** begin **

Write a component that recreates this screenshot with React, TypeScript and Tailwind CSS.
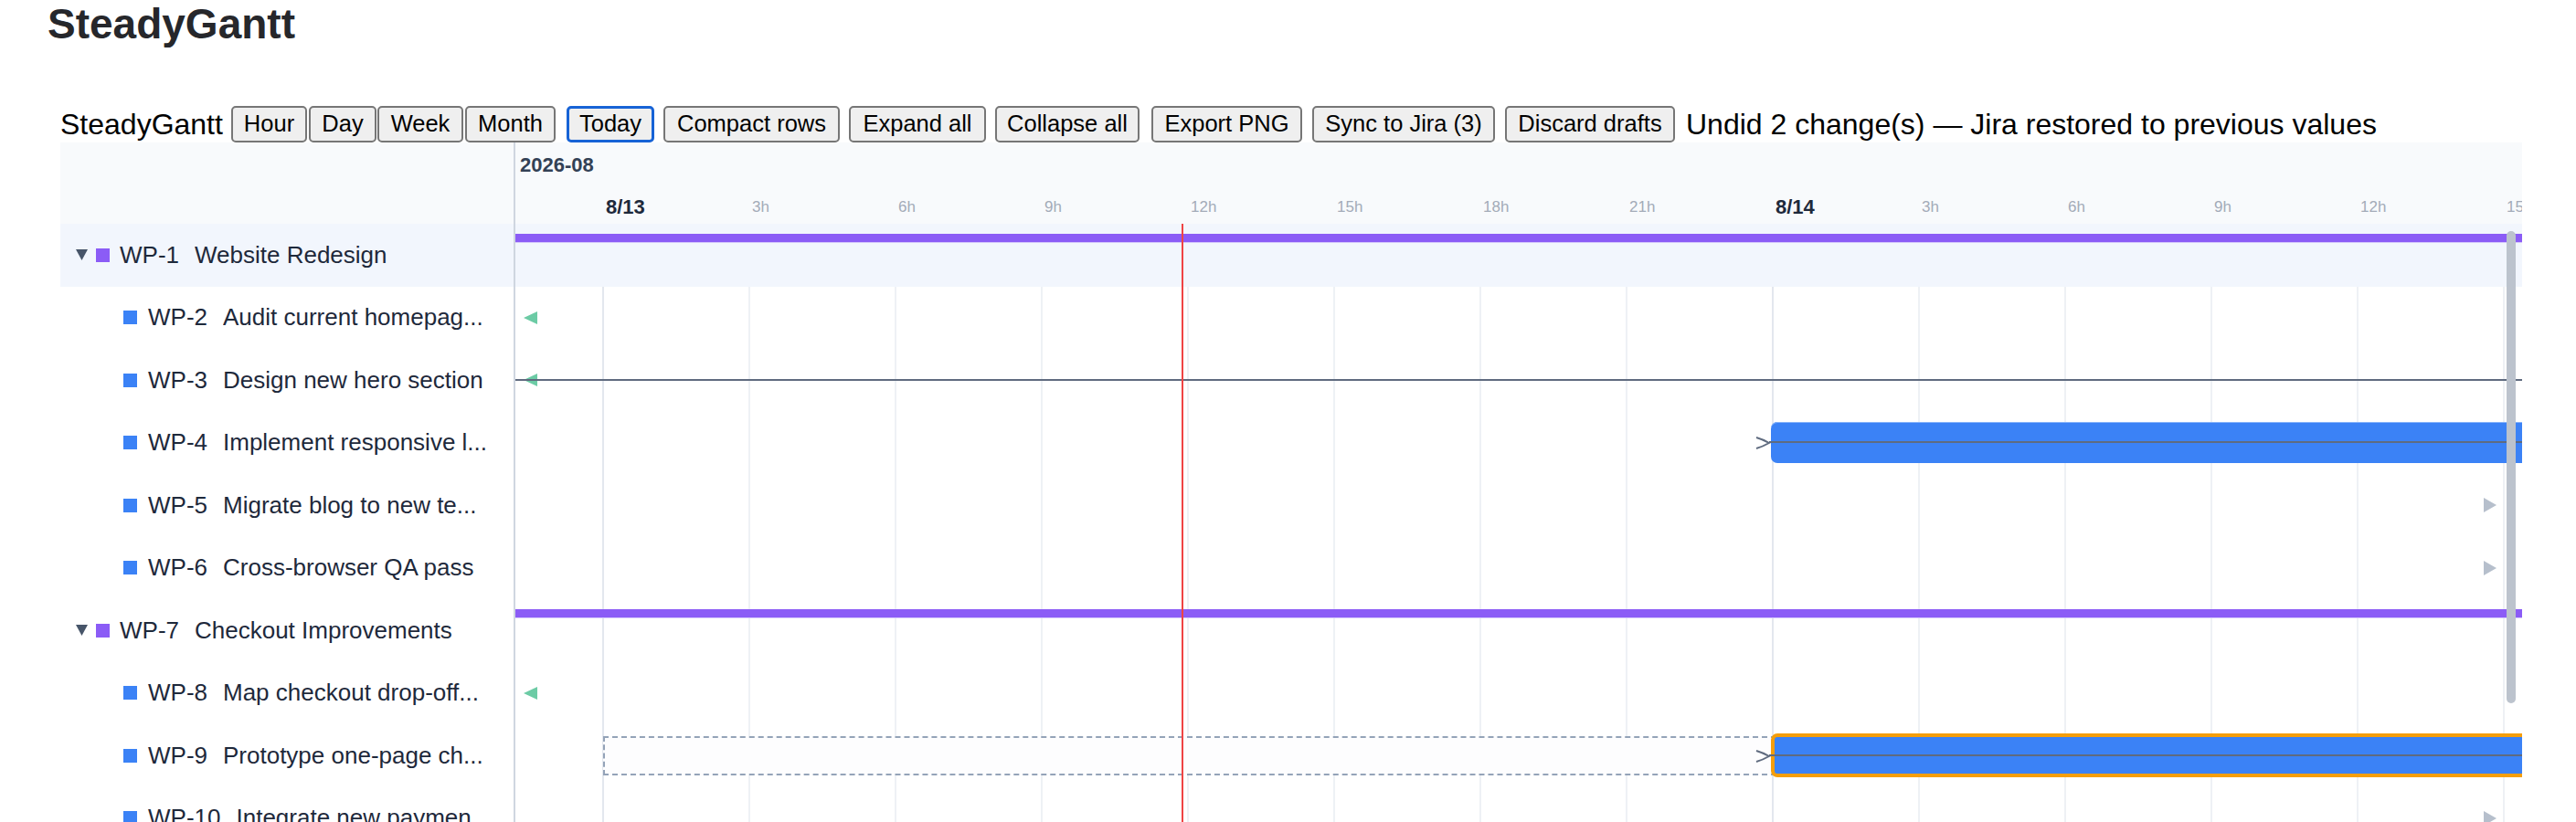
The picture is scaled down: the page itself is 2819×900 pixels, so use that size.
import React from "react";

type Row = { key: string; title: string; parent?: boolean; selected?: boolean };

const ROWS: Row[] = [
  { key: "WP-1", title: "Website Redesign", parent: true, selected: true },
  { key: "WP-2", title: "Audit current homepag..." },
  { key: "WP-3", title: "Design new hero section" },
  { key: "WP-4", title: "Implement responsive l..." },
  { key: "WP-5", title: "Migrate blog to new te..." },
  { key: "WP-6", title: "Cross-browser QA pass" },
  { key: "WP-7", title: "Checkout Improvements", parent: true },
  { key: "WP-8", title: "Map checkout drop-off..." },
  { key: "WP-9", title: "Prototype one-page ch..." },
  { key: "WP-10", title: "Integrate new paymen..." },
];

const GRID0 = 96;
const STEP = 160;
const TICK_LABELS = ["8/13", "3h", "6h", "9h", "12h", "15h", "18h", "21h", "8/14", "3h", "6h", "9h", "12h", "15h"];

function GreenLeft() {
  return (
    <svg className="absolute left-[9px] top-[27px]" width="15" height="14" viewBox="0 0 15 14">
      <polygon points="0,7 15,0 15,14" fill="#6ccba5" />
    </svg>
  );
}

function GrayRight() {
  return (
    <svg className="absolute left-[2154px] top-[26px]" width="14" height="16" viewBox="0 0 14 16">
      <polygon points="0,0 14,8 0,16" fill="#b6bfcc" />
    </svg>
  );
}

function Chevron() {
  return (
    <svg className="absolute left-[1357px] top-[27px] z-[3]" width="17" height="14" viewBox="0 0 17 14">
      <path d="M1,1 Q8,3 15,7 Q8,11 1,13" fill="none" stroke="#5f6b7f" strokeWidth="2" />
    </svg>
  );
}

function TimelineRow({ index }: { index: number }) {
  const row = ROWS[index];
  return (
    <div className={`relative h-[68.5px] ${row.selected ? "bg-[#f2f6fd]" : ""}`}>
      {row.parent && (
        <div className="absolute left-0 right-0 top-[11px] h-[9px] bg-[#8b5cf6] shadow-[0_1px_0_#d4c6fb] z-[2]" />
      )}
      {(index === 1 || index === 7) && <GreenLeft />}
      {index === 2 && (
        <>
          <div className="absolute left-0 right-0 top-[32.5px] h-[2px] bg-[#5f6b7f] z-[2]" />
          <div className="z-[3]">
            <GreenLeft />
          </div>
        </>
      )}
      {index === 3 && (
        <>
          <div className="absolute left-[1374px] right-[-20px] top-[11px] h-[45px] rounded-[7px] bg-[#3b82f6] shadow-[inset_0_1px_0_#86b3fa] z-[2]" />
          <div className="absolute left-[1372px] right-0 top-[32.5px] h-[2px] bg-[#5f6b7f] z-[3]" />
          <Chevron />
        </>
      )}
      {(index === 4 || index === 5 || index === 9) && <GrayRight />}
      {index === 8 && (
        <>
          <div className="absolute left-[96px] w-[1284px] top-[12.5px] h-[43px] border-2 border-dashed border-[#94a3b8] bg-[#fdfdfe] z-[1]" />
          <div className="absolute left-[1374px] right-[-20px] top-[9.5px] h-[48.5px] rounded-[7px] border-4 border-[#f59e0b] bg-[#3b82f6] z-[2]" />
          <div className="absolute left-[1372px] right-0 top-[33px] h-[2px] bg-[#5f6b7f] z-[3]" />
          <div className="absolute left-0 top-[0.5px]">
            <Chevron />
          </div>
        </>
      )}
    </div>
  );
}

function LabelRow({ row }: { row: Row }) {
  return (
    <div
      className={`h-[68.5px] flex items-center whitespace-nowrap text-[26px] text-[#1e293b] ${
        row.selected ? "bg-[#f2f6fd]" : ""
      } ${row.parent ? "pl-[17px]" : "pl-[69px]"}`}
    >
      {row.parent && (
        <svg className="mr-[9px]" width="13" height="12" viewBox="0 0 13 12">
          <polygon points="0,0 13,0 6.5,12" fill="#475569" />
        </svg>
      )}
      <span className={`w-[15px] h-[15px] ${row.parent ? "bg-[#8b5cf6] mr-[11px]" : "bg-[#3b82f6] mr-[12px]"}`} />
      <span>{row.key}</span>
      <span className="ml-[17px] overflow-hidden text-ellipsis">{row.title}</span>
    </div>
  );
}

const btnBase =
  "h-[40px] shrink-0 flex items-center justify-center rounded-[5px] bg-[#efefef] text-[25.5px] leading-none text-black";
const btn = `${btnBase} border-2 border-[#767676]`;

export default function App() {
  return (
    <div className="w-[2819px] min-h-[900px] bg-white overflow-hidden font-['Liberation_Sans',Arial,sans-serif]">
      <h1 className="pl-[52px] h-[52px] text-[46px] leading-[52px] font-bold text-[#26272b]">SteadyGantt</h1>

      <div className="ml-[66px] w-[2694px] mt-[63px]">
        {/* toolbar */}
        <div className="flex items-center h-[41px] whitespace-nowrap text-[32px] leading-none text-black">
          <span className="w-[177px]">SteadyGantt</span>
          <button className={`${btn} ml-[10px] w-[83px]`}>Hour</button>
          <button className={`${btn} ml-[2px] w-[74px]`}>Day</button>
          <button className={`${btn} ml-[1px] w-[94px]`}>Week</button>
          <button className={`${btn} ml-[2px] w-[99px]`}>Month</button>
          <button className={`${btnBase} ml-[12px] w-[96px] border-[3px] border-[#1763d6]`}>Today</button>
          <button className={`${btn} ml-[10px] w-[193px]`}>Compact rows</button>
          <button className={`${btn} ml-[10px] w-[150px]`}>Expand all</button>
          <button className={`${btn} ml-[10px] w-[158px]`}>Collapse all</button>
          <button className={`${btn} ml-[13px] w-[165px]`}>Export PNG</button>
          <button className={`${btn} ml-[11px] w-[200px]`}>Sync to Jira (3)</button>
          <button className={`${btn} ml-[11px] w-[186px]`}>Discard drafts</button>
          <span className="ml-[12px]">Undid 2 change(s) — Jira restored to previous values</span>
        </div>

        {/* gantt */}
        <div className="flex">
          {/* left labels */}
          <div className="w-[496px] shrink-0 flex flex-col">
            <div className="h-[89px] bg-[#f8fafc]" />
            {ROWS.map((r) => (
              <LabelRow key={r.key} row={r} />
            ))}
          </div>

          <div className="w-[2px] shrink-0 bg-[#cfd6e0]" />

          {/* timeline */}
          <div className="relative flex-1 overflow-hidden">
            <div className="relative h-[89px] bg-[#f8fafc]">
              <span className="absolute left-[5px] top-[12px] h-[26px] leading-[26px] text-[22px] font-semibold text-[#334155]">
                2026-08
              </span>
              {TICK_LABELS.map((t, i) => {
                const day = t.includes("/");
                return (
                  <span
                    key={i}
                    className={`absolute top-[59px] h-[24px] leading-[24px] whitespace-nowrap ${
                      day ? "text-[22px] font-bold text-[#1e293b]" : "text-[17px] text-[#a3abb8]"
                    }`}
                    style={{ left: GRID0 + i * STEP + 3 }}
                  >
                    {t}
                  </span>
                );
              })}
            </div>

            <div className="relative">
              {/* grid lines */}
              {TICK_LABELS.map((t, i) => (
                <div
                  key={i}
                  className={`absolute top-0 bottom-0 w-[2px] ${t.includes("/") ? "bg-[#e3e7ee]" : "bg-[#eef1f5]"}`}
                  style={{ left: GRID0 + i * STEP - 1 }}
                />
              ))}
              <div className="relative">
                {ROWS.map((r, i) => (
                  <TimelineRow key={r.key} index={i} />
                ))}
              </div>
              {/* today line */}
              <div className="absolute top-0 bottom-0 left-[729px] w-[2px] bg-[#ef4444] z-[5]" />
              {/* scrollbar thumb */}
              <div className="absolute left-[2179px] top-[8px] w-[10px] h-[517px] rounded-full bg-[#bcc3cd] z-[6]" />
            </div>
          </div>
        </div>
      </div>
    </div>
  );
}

** end **

What the task asks:
Scan the data above and copy every line with "page" in it.

Completed task:
The picture is scaled down: the page itself is 2819×900 pixels, so use that size.
  { key: "WP-9", title: "Prototype one-page ch..." },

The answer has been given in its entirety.